Subito dopo l’interruzione dei rapporti che avevano visto per anni Ais acquistare la guida Bibenda per distribuirla ai propri soci, l’Associazione diede alle stampe una sua guida, battezzata “Vitae”, che però apparve agli autori di “Bibenda” troppo simile, sotto una molteplicità di punti di vista, a quella da loro creata secondo criteri redazionali ben precisi. Criteri che, secondo la sentenza, sono sufficientemente simili a quelli adottati da Ais per “Vitae” da giustificare una sua condanna: il Tribunale ha accolto le istanze di Bibenda Editore e ha inibito la pubblicazione di future edizioni di “Vitae” a meno che queste somiglianze non vengano sostanzialmente eliminate.

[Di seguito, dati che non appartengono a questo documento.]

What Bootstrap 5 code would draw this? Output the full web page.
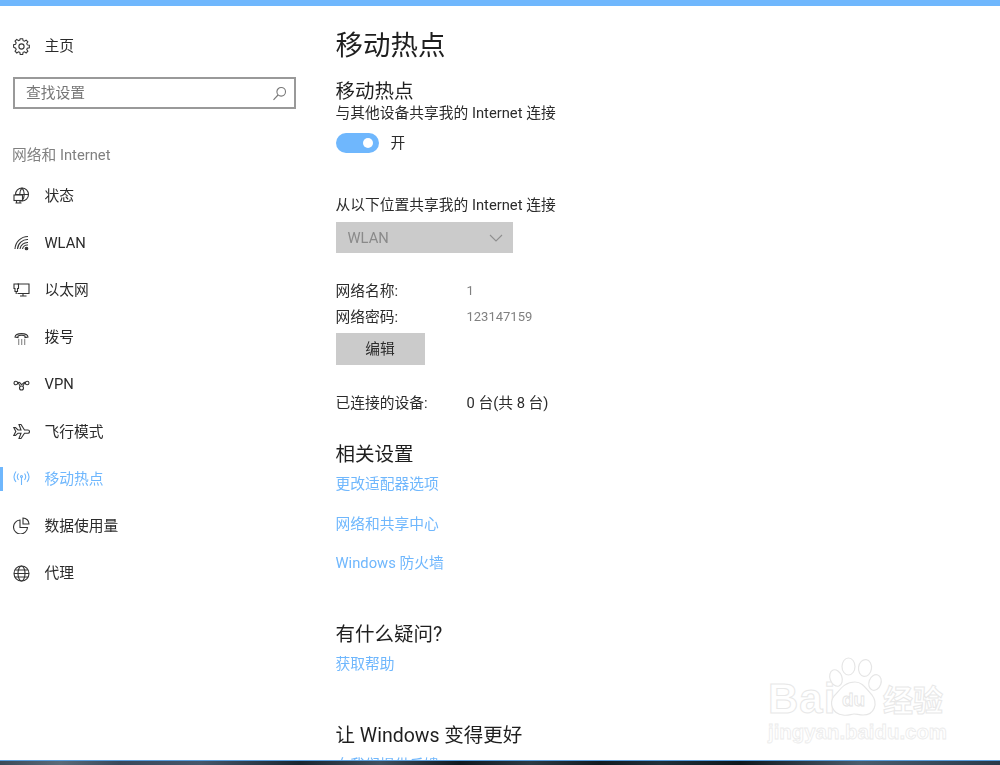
<!DOCTYPE html>
<html lang="zh-CN">
<head>
<meta charset="utf-8">
<title>移动热点</title>
<link href="https://cdn.jsdelivr.net/npm/bootstrap@5.3.0/dist/css/bootstrap.min.css" rel="stylesheet">
<style>
html,body{height:765px;overflow:hidden;background:#fff}
body{font-family:Roboto,"Noto Sans CJK SC",sans-serif;font-size:14.75px;color:#2b2b2b;line-height:20px;position:relative}
.topstrip{height:6px;background:#6fb7fd;flex:none}
.shell{height:754px;overflow:hidden;filter:blur(.35px)}
.bottomstrip{height:5px;flex:none;background:linear-gradient(90deg,#3b4a58 0,#5a6a78 6%,#39485a 12%,#46566a 20%,#1a2630 30%,#40505f 38%,#10181f 46%,#2c3a44 53%,#121a20 60%,#20303a 66%,#0f171c 74%,#4a5c6c 86%,#2a3a4a 100%);border-top:1px solid #5a9fe0}
.sidepane{width:310px;flex:none;padding:30px 0 0 0}
.mainpane{padding:21px 0 0 25.5px;min-width:0}
.sideitem{height:47.2px;padding-left:13px;gap:14.5px;position:relative;color:#2b2b2b;white-space:nowrap}
.sideitem svg{width:17px;height:17px;flex:none;stroke:#333;fill:none;stroke-width:1.1}
.sideitem.homeitem{height:20px;margin-bottom:21px}
.sideitem.activeitem{color:#6fb7fd}
.sideitem.activeitem svg{stroke:#6fb7fd}
.sideitem.activeitem::before{content:"";position:absolute;left:0;top:12px;width:3px;height:24px;background:#6fb7fd}
.searchbox{margin:0 14px 0 13px;height:32px;border:2px solid #999;padding:0 7px 0 11px;color:#767676}
.searchbox svg{width:15px;height:15px;stroke:#777;fill:none;stroke-width:1.1}
.grouplabel{color:#808080;margin:36px 0 7px 12px;height:20px;line-height:20px}
.pagetitle{font-size:27.5px;line-height:38px;font-weight:400;color:#1f1f1f;margin:0 0 15px 0}
.subhead{font-size:19.5px;line-height:24px;font-weight:400;color:#1f1f1f;margin:0 0 -1px 0}
.switchline{gap:12px;margin-top:9px;height:22px}
.toggletrack{width:43px;height:20px;border-radius:10px;background:#6fb7fd;padding-right:6px}
.toggleknob{width:10px;height:10px;border-radius:50%;background:#fff}
.fromlabel{margin-top:41px}
.fakeselect{width:177px;height:31px;background:#cbcbcb;color:#8a8a8a;padding:0 10px 0 12px;margin-top:7px}
.fakeselect svg{width:14px;height:8px;stroke:#8f8f8f;fill:none;stroke-width:1.1}
.inforow{height:26px}
.infokey{width:131px;flex:none}
.infoval{color:#808080}
.digitrun{font-size:13px}
.netblock{margin-top:25px}
.editbtn{width:89px;height:32px;background:#cbcbcb;color:#2b2b2b;border:0;border-radius:0;padding:0;font-size:14.75px;margin-top:3px;display:block}
.devrow{margin-top:25px;height:26px}
.devrow .infoval{color:#2b2b2b}
.sectionhead{font-size:19.5px;line-height:26px;font-weight:400;color:#1f1f1f;margin:0 0 6px 0}
.rel1{margin-top:26px}
.linkrow{display:block;color:#6fb7fd;text-decoration:none;height:20px;margin-bottom:19.5px}
.help1,.better1{margin-top:49px}
.markwrap{position:absolute;left:768px;top:657px;width:180px;height:90px;pointer-events:none}
.markbai{position:absolute;left:0;top:22px;font-family:"Liberation Sans",sans-serif;font-size:42px;line-height:40px;font-weight:700;letter-spacing:1px;-webkit-text-stroke:1px #e8e8e8;color:#fff}
.markdu{position:absolute;left:74px;top:33px;font-family:"Liberation Sans",sans-serif;font-size:19px;line-height:20px;font-weight:700;color:#fff;-webkit-text-stroke:.8px #e4e4e4}
.markcn{position:absolute;left:115px;top:23px;font-family:"Noto Sans CJK SC",sans-serif;font-size:30px;line-height:36px;font-weight:700;white-space:nowrap;-webkit-text-stroke:1px #e8e8e8;color:#fff}
.markurl{position:absolute;left:0;top:64px;font-family:"Liberation Sans",sans-serif;font-size:20.4px;line-height:22px;font-weight:700;white-space:nowrap;-webkit-text-stroke:.8px #ebebeb;color:#fff}
.markpaw{position:absolute;left:60px;top:0;width:60px;height:60px;fill:#fff;stroke:#e6e6e6;stroke-width:1.2}
</style>
</head>
<body class="d-flex flex-column">
<div class="topstrip"></div>
<div class="shell d-flex flex-grow-1">
  <nav class="sidepane">
    <div class="sideitem homeitem d-flex align-items-center">
      <svg viewBox="0 0 17 17"><circle cx="8.500" cy="8.500" r="2.600"/><path d="M7.200 1h2.600l.4 2.100 1.400.6 1.800-1.200 1.800 1.800-1.200 1.800.6 1.400 2.100.4v2.600l-2.100.4-.6 1.400 1.200 1.800-1.800 1.800-1.800-1.200-1.400.6-.4 2.100H7.200l-.4-2.100-1.400-.6-1.800 1.200-1.800-1.800 1.200-1.800-.6-1.400L.3 9.800V7.200l2.100-.4.6-1.400-1.200-1.800 1.800-1.800 1.800 1.200 1.400-.6z" transform="translate(.3 -.3) scale(.96)"/></svg>
      <span>主页</span>
    </div>
    <div class="searchbox d-flex align-items-center justify-content-between">
      <span>查找设置</span>
      <svg viewBox="0 0 15 15"><circle cx="9.200" cy="5.800" r="4.300"/><path d="M6 9 1.500 13.800"/></svg>
    </div>
    <div class="grouplabel">网络和 Internet</div>
    <div class="sideitem d-flex align-items-center">
      <svg viewBox="0 0 17 17"><circle cx="9" cy="7.500" r="6.500"/><path d="M2.500 7.500h13M9 1c-3 3-3 9 0 13M9 1c3 3 3 9 0 13"/><rect x="1" y="8" width="8.500" height="5.500" fill="#fff"/><path d="M3.500 13.500v2M7 13.500v2M2.500 16h6"/></svg>
      <span>状态</span>
    </div>
    <div class="sideitem d-flex align-items-center">
      <svg viewBox="0 0 17 17"><path d="M2 15A13 13 0 0 1 15 2.500M4.500 15A10 10 0 0 1 15 5.500M7 15A7.500 7.500 0 0 1 15 8.500M9.500 15A5 5 0 0 1 15 11"/><circle cx="13.500" cy="14.500" r="1.300" fill="#333"/></svg>
      <span>WLAN</span>
    </div>
    <div class="sideitem d-flex align-items-center">
      <svg viewBox="0 0 17 17"><path d="M4.500 3H16v9.500H4.500M10 12.500V15M7 15h6.500"/><path d="M1 3h4.500v4.500h-1v3H2v-3H1zM3.200 10.500V13"/></svg>
      <span>以太网</span>
    </div>
    <div class="sideitem d-flex align-items-center">
      <svg viewBox="0 0 17 17"><path d="M2 8C2.500 3.500 14.500 3.500 15 8L12 8.500V7C10.500 6 6.500 6 5 7V8.500z"/><path stroke-dasharray="1.300 1.700" d="M5 11H12.500M5 13H12.500M5 15H12.500"/></svg>
      <span>拨号</span>
    </div>
    <div class="sideitem d-flex align-items-center">
      <svg viewBox="0 0 17 17"><circle cx="2.800" cy="7" r="1.800"/><circle cx="14.200" cy="7" r="1.800"/><circle cx="8.500" cy="12" r="2"/><path d="M4.600 7C7 5 7.500 8 8.500 8.500S11 5 12.400 7M4.600 7C6 7 6.500 9 7.200 10.500M12.400 7C11 7 10.500 9 9.800 10.500"/></svg>
      <span>VPN</span>
    </div>
    <div class="sideitem d-flex align-items-center">
      <svg viewBox="0 0 17 17"><path d="M.8 4.500 2.800 8.500.8 12.500H2.500L5 10.200H8L6 15.500H8L11.500 10.200H15C17 10.200 17 7 15 7H11.500L8 1.500H6L8 7H5L2.500 4.500z"/></svg>
      <span>飞行模式</span>
    </div>
    <div class="sideitem activeitem d-flex align-items-center">
      <svg viewBox="0 0 17 17"><circle cx="8.500" cy="6.500" r="1"/><path d="M8.500 7.500V15M5.500 3.500c-1.500 2-1.500 4.500 0 6.500M11.500 3.500c1.500 2 1.500 4.500 0 6.500M3 1.500c-2.500 3.500-2.500 7.500 0 10.500M14 1.500c2.500 3.500 2.500 7.500 0 10.500"/></svg>
      <span>移动热点</span>
    </div>
    <div class="sideitem d-flex align-items-center">
      <svg viewBox="0 0 17 17"><path d="M7 3a7 7 0 1 0 7.500 7.500H7z"/><path d="M10 1a6 6 0 0 1 6 6h-6z"/></svg>
      <span>数据使用量</span>
    </div>
    <div class="sideitem d-flex align-items-center">
      <svg viewBox="0 0 17 17"><circle cx="8.500" cy="8.500" r="7.500"/><ellipse cx="8.500" cy="8.500" rx="3.500" ry="7.500"/><path d="M1 8.500h15M2.200 5h12.600M2.200 12h12.600"/></svg>
      <span>代理</span>
    </div>
  </nav>
  <main class="mainpane flex-grow-1">
    <h1 class="pagetitle">移动热点</h1>
    <h2 class="subhead">移动热点</h2>
    <div>与其他设备共享我的 Internet 连接</div>
    <div class="switchline d-flex align-items-center">
      <div class="toggletrack d-flex align-items-center justify-content-end"><div class="toggleknob"></div></div>
      <span>开</span>
    </div>
    <div class="fromlabel">从以下位置共享我的 Internet 连接</div>
    <div class="fakeselect d-flex align-items-center justify-content-between">
      <span>WLAN</span>
      <svg viewBox="0 0 14 8"><path d="M1 1l6 6 6-6"/></svg>
    </div>
    <div class="netblock">
      <div class="inforow d-flex align-items-center"><span class="infokey">网络名称:</span><span class="infoval digitrun">1</span></div>
      <div class="inforow d-flex align-items-center"><span class="infokey">网络密码:</span><span class="infoval digitrun">123147159</span></div>
      <button class="btn editbtn" type="button">编辑</button>
    </div>
    <div class="devrow d-flex align-items-center"><span class="infokey">已连接的设备:</span><span class="infoval">0 台(共 8 台)</span></div>
    <h2 class="sectionhead rel1">相关设置</h2>
    <a class="linkrow" href="#">更改适配器选项</a>
    <a class="linkrow" href="#">网络和共享中心</a>
    <a class="linkrow" href="#">Windows 防火墙</a>
    <h2 class="sectionhead help1">有什么疑问?</h2>
    <a class="linkrow" href="#">获取帮助</a>
    <h2 class="sectionhead better1">让 Windows 变得更好</h2>
    <a class="linkrow" href="#">向我们提供反馈</a>
  </main>
</div>
<div class="bottomstrip"></div>
<div class="markwrap">
  <span class="markbai">Bai</span>
  <svg class="markpaw" viewBox="0 0 60 60"><ellipse cx="8" cy="21" rx="6" ry="8.500" transform="rotate(-20 8 21)"/><ellipse cx="20.500" cy="9.500" rx="6.500" ry="8.500"/><ellipse cx="37" cy="11" rx="6.500" ry="8.500" transform="rotate(8 37 11)"/><ellipse cx="47" cy="25.500" rx="6" ry="8" transform="rotate(20 47 25.500)"/><path d="M27 25c8 0 11 7 17 13 6 8 3 20-9 20-4 0-6-1-9-1s-6 2-11 1c-11-1-14-12-9-19 6-6 10-14 21-14z"/></svg>
  <span class="markdu">du</span>
  <span class="markcn">经验</span>
  <span class="markurl">jingyan.baidu.com</span>
</div>
<script src="https://cdn.jsdelivr.net/npm/bootstrap@5.3.0/dist/js/bootstrap.bundle.min.js"></script>
</body>
</html>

Ais è stata condannata, inoltre, a risarcire i danni (ancora da quantificare) in favore di Bibenda Editore.

Secondo la sentenza del Tribunale, “l’esame della guida pubblicata dalla convenuta (ais) evidenzia significative somiglianze con la guida Bibenda in relazione alle dimensioni del volume, al materiale utilizzato per la copertina, alla rilegatura e ai caratteri di stampa adoperati e al formato.

Ulteriori rilevanti somiglianze si colgono nelle schede descrittive delle aziende, in entrambe le guide si rinvengono, con la stessa sequenza e all’interno di un identico contesto strutturale e secondo una comune presentazione grafica, i dati relativi a nome azienda, indirizzo, sito internet, indirizzo mail, anno di fondazione, proprietà, bottiglie prodotte, ettari vitati, vendita diretta, visite all’azienda, pezzo introduttivo, nome vino, tipologia, uve, gradazione alcolica, prezzo, bottiglie prodotte, degustazione, vinificazione e abbinamento.

È comune, inoltre, la valutazione dei prodotti con simboli posizionati sul lato destro delle pagine.

Come già rilevato le due guide presentano forti elementi di assonanza nella sequenza degli argomenti (…)”.

In base a tali argomentazioni, il Tribunale ha accolto le domande proposte da Bibenda Editore e ha inibito all’Associazione Italiana Sommelier di pubblicare per le annualità future la guida Vitae, salvo adeguamenti idonei a differenziarla in maniera sostanziale dalla guida Bibenda.